- [Available data]:
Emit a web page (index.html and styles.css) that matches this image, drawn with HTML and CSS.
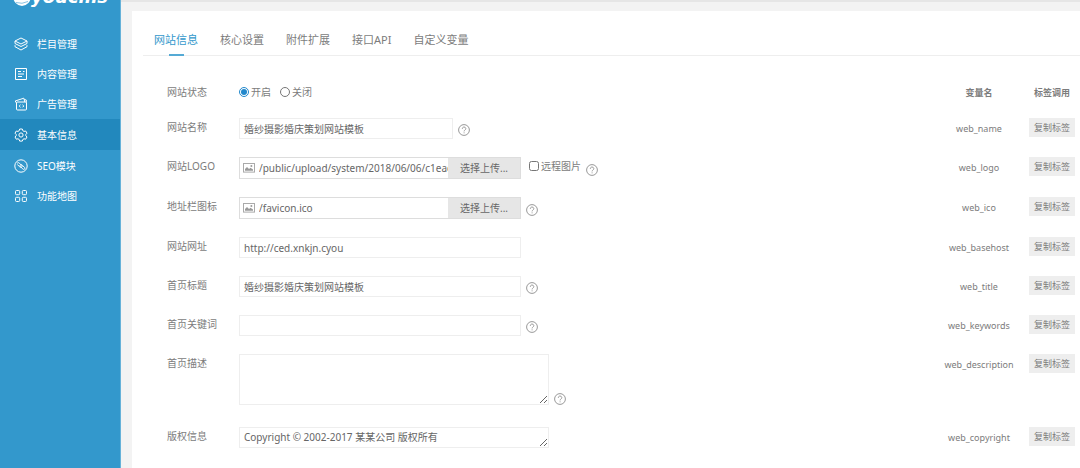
FILE: index.html
```html
<!DOCTYPE html>
<html lang="zh-CN">
<head>
<meta charset="utf-8">
<title>基本信息</title>
<link rel="stylesheet" href="styles.css">
</head>
<body>
<svg class="defs" width="0" height="0" aria-hidden="true">
  <symbol id="help" viewBox="0 0 12 12"><circle cx="6" cy="6" r="5.4"/><path d="M4.3 4.8C4.3 2.4 7.8 2.5 7.8 4.7C7.8 6 6.1 6 6.1 7.4M6.1 8.4V9.3"/></symbol>
  <symbol id="picture" viewBox="0 0 12 10"><rect x=".5" y=".5" width="11" height="8.6"/><path class="fill" d="M2 7.8V6L4 4l2 2 1.5-1.2L10 6.6v1.2z"/><circle class="fill" cx="8.4" cy="3" r="1"/></symbol>
</svg>
<div class="page">
  <aside class="sidebar">
    <div class="logo"><svg width="18" height="24" viewBox="0 0 18 24"><ellipse cx="9" cy="12" rx="9" ry="10" fill="#fff"/><path d="M3 18.5q6 2 12-1" fill="none" stroke="#8cc4e2" stroke-width="1"/></svg><span>youcms</span></div>
    <nav class="menu">
      <a href="#"><svg class="icon" viewBox="0 0 14 14"><path d="M7 1l6 3-6 3-6-3zM1 4v2.5l6 3 6-3V4M1 8.2v1.5l6 3.3 6-3.3V8.2"/></svg>栏目管理</a>
      <a href="#"><svg class="icon" viewBox="0 0 14 14"><path d="M1.5 1.5h11v11h-11zM4 4.5h3M4 7h6M4 9.5h4M9 4.5h1.5"/></svg>内容管理</a>
      <a href="#"><svg class="icon" viewBox="0 0 14 14"><rect x="2.5" y="5" width="10" height="8" rx="1"/><path d="M2.5 6L1.2 4 9.8 1.2l1 3.8M10.3 2.5l2 .5v2.5M6.5 7.8L5.2 9l1.3 1.3M8.5 7.8L9.8 9l-1.3 1.3"/></svg>广告管理</a>
      <a href="#" class="active"><svg class="icon" viewBox="0 0 14 14"><path d="M5.7 1h2.6l.5 1.7 1.2.7 1.7-.4 1.3 2.2L11.8 6.5v1.2L13 9l-1.3 2.2-1.7-.4-1.2.7-.5 1.6H5.7l-.5-1.6-1.2-.7-1.7.4L1 9l1.2-1.3V6.4L1 5.2 2.3 3l1.7.4 1.2-.7z"/><circle cx="7" cy="7" r="2.1"/></svg>基本信息</a>
      <a href="#"><svg class="icon" viewBox="0 0 14 14"><circle cx="7" cy="7" r="6.2"/><path d="M3.2 4.2q1-1.2 2.2 0l2.2 2.2q1 1.3 0 1.8T5.4 7.6L3.4 5.5M10.8 9.8q-1 1.2-2.2 0L6.5 7.6q-1-1.2 0-1.8t2 .6l2.2 2.2q.6.6.1 1.2"/></svg>SEO模块</a>
      <a href="#"><svg class="icon" viewBox="0 0 14 14"><rect x="1.5" y="1.5" width="4.2" height="4.2" rx="1"/><rect x="8.3" y="1.5" width="4.2" height="4.2" rx="1"/><rect x="1.5" y="8.3" width="4.2" height="4.2" rx="1"/><rect x="8.3" y="8.3" width="4.2" height="4.2" rx="1"/></svg>功能地图</a>
    </nav>
  </aside>
  <div class="main">
    <div class="topbar"></div>
    <main class="card">
      <nav class="tabs">
        <a href="#" class="current">网站信息</a><a href="#">核心设置</a><a href="#">附件扩展</a><a href="#">接口API</a><a href="#">自定义变量</a>
      </nav>
      <form class="form">
        <div class="row head">
          <span class="label">网站状态</span>
          <div class="field choices">
            <label><input type="radio" name="status" checked>开启</label>
            <label><input type="radio" name="status">关闭</label>
          </div>
          <b class="var">变量名</b><b class="call">标签调用</b>
        </div>
        <div class="row">
          <label class="label" for="name">网站名称</label>
          <div class="field"><input class="text short" id="name" type="text" value="婚纱摄影婚庆策划网站模板"><svg class="help"><use href="#help"/></svg></div>
          <span class="var">web_name</span><button class="copy" type="button">复制标签</button>
        </div>
        <div class="row">
          <label class="label" for="weblogo">网站LOGO</label>
          <div class="field"><div class="upload"><svg class="picture"><use href="#picture"/></svg><input id="weblogo" type="text" value="/public/upload/system/2018/06/06/c1eacc4f.png"><button type="button">选择上传...</button></div><label class="remote"><input type="checkbox">远程图片</label><svg class="help"><use href="#help"/></svg></div>
          <span class="var">web_logo</span><button class="copy" type="button">复制标签</button>
        </div>
        <div class="row">
          <label class="label" for="ico">地址栏图标</label>
          <div class="field"><div class="upload"><svg class="picture"><use href="#picture"/></svg><input id="ico" type="text" value="/favicon.ico"><button type="button">选择上传...</button></div><svg class="help"><use href="#help"/></svg></div>
          <span class="var">web_ico</span><button class="copy" type="button">复制标签</button>
        </div>
        <div class="row">
          <label class="label" for="host">网站网址</label>
          <div class="field"><input class="text" id="host" type="text" value="http://ced.xnkjn.cyou"></div>
          <span class="var">web_basehost</span><button class="copy" type="button">复制标签</button>
        </div>
        <div class="row">
          <label class="label" for="title">首页标题</label>
          <div class="field"><input class="text" id="title" type="text" value="婚纱摄影婚庆策划网站模板"><svg class="help"><use href="#help"/></svg></div>
          <span class="var">web_title</span><button class="copy" type="button">复制标签</button>
        </div>
        <div class="row">
          <label class="label" for="keywords">首页关键词</label>
          <div class="field"><input class="text" id="keywords" type="text"><svg class="help"><use href="#help"/></svg></div>
          <span class="var">web_keywords</span><button class="copy" type="button">复制标签</button>
        </div>
        <div class="row tall">
          <label class="label" for="desc">首页描述</label>
          <div class="field"><textarea class="area" id="desc"></textarea><svg class="help"><use href="#help"/></svg></div>
          <span class="var">web_description</span><button class="copy" type="button">复制标签</button>
        </div>
        <div class="row">
          <label class="label" for="copyright">版权信息</label>
          <div class="field"><textarea class="area line" id="copyright">Copyright © 2002-2017 某某公司 版权所有</textarea></div>
          <span class="var">web_copyright</span><button class="copy" type="button">复制标签</button>
        </div>
      </form>
    </main>
  </div>
</div>
</body>
</html>
```
FILE: styles.css
```css
* { box-sizing: border-box; }
body {
  margin: 0;
  background: #f3f3f3;
  color: #7c7c7c;
  font: 10px/18px "Noto Sans", "Noto Sans CJK SC", sans-serif;
}
a { color: inherit; text-decoration: none; }
input, textarea, button { font: inherit; color: inherit; margin: 0; }
.defs { display: block; position: absolute; }
.page { display: flex; min-height: 100vh; }

.sidebar {
  flex: 0 0 121px;
  background: #3398cc;
  border-right: 1px solid #66b2d9;
  color: #fff;
}
.logo {
  display: flex;
  align-items: flex-end;
  height: 8px;
  margin-bottom: 21px;
  padding-left: 13px;
  overflow: hidden;
  font: italic bold 18px/22px "DejaVu Sans", sans-serif;
}
.menu a {
  display: flex;
  align-items: center;
  gap: 9px;
  height: 30px;
  padding-left: 14px;
}
.menu .active { height: 31px; margin-bottom: 1px; background: #2288bd; }
.icon {
  width: 14px;
  height: 14px;
  fill: none;
  stroke: #fff;
  stroke-width: 1;
}

.main { flex: 1; min-width: 0; display: flex; flex-direction: column; }
.topbar { height: 2px; margin-bottom: 9px; background: #e6e6e6; }
.card { flex: 1; margin-left: 11px; padding-left: 11px; background: #fff; }
.tabs {
  display: flex;
  gap: 22px;
  height: 45px;
  padding: 20px 11px 0;
  border-bottom: 1px solid #eee;
  font-size: 11px;
}
.tabs a { height: 25px; }
.tabs .current { color: #3398cc; }
.tabs .current::after {
  content: "";
  display: block;
  width: 15px;
  height: 2px;
  margin: 5px auto 0;
  background: #55aad5;
}

.form { padding: 26px 5px 0 24px; }
.row {
  display: grid;
  grid-template-columns: 72px 1fr 100px 46px;
  align-items: start;
  padding-bottom: 18px;
}
.head { padding-bottom: 15px; line-height: 20px; }
.tall { padding-bottom: 22px; }
.field { display: flex; align-items: flex-end; gap: 5px; }
.var { text-align: center; font-size: 9px; line-height: 21px; }
.head b { font-size: 9px; text-align: center; line-height: 21px; }
.choices { gap: 9px; }
.choices label, .remote { display: flex; align-items: center; gap: 2px; }
.choices input { width: 10px; height: 10px; accent-color: #2288cc; }
.remote { align-self: flex-start; margin-left: 3px; }
.remote input { width: 10px; height: 10px; }

.text, .area {
  width: 282px;
  height: 21px;
  padding: 0 4px;
  border: 1px solid #eee;
  background: #fff;
  color: #666;
}
.short { width: 214px; }
.area { display: block; width: 310px; height: 51px; line-height: 18px; resize: both; }
.line { height: 21px; overflow: hidden; }
.upload {
  display: flex;
  align-items: center;
  width: 282px;
  height: 22px;
  border: 1px solid #ddd;
  color: #666;
}
.upload input {
  flex: 1;
  min-width: 0;
  height: 20px;
  padding: 0 0 0 4px;
  border: 0;
  background: none;
}
.upload button {
  width: 72px;
  height: 20px;
  padding: 0;
  border: 0;
  background: #e6e6e6;
}
.picture { width: 12px; height: 10px; margin-left: 3px; fill: none; stroke: #aaa; }
.fill { fill: #999; stroke: none; }
.help { width: 12px; height: 12px; margin-bottom: 3px; fill: none; stroke: #999; stroke-width: 1; }
.tall .help { margin-bottom: 0; }
.copy {
  height: 19px;
  padding: 0;
  border: 0;
  background: #eee;
  font-size: 9px;
}
```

- [Directive]: Return, from the data, each line that has the word "styles" in it.

- [Answer to the exercise]:
Emit a web page (index.html and styles.css) that matches this image, drawn with HTML and CSS.
<link rel="stylesheet" href="styles.css">
FILE: styles.css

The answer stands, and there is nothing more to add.